We made it to Vermont that same day, on August 15. With just three of fourteen states remaining, the end of the trail started to seem tangible.
Then we met the Vermont mud. The first forty or so miles were some of the muddiest we have had so far (though we hear Maine has a lot in store for us).


The rest of the trail in Vermont was pretty fast, maybe some of the smoothest terrain so far.
Vermont has a number of shelters and tent sites with caretakers and a small fee. We loved and took advantage of the “pond” sites. (These very large ponds made me wonder if there is actually a difference between a lake or a pond. For the limnologist view on the difference between lakes and ponds, I consulted this article from New Hampshire Department of Environmental Services. Enjoy!) We stayed at both Stratton and Little Rock Ponds and enjoyed one of the last of our summer swims.

Maybe one of the most magical stays we have had was on Bromley Mountain, where they leave the ski patrol hut open to hikers. It’s a primitive cabin – no running water or electricity – but has the luxury of four walls, a door, and windows that open. It’s not usually safe to stay on a mountaintop without these amenities, and we were happy for the protection from the rain and thunderstorms. Additionally, Bromley has a chair lift with a safety net that makes for a cozy spot for taking in the first of the 360 degree views of the mountains. We listened to the thunderstorm that evening from the safety of the hut, and watched the sun rise and wash the mountains with its morning light. We left Bromley with a lot of anticipation for the mountains ahead of us.



Serendipity #2
We have mostly only hitched with a larger group of hikers. Once we were about to hitch into Glasgow, VA when a car pulled up for another hiker and we hopped in too. (Great Fish, thanks for standing out there and letting us mooch.)
But after Bromley, we needed to resupply and this required a hitch into and out of Manchester Center, VT. At the trailhead, we put our thumbs out for about five seconds before a small pickup pulled up with a woman named Susan behind the wheel and a lot of camping and hiking equipment in the cab.
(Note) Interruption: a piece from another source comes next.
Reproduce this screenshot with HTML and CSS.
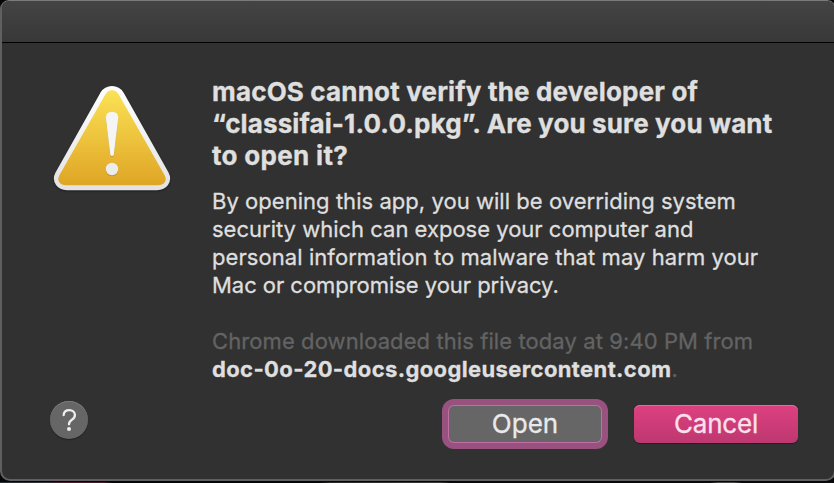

We jumped in to find out her daughter (“Little Beast”) is a thru-hiker we met back in Pearisburg, VA.
Serendipity #3
Hitching out of town was harder. We had filled up on town food (really good but pricey burgers at Depot Burger) and wanted to nap. But we smiled and tried to look harmless with our packs on and our thumbs out. After about ten minutes, a couple with a French accent pulled up and offered a ride. After some chatting, we discovered that the couple was from Boston and that the woman was a friend of a Wildflower teacher.
Killington Peak
We had another opportunity to have a friend join us on the trail. We shuttled ahead to the Inn At Long Trail and then went back to where we left off and hiked with Peter, a friend of John’s from business school, over Killington Peak.



Along the way, we enjoyed the moss and mushrooms and then a sign indicating that we had just 500 miles to go! We. Are. So. Close.

We felt so good about our proximity to our trail destination that we took a day off with Peter in Burlington. We enjoyed the drive through the Green Mountains of Vermont and relaxing and taking care of town chores in Burlington. We bought groceries at the co-op there, which included lots of Vermont cheddar cheese and croissants from a local bakery.
After seeing all the turquoise stained wood on trail, we finally found the accompanying mushrooms for chlorociboria aeruginascens or chlorociboria aeruginosa. They are tiny, delicate jewels, and so satisfying to spot.


And, as the weather cools and we find ourselves in alpine forests, the fungi scene is off the hook. Here are a few of the finest we have seen.





Starting in MA and VT, the caterpillars have been out in full force, along with a few chrysalides.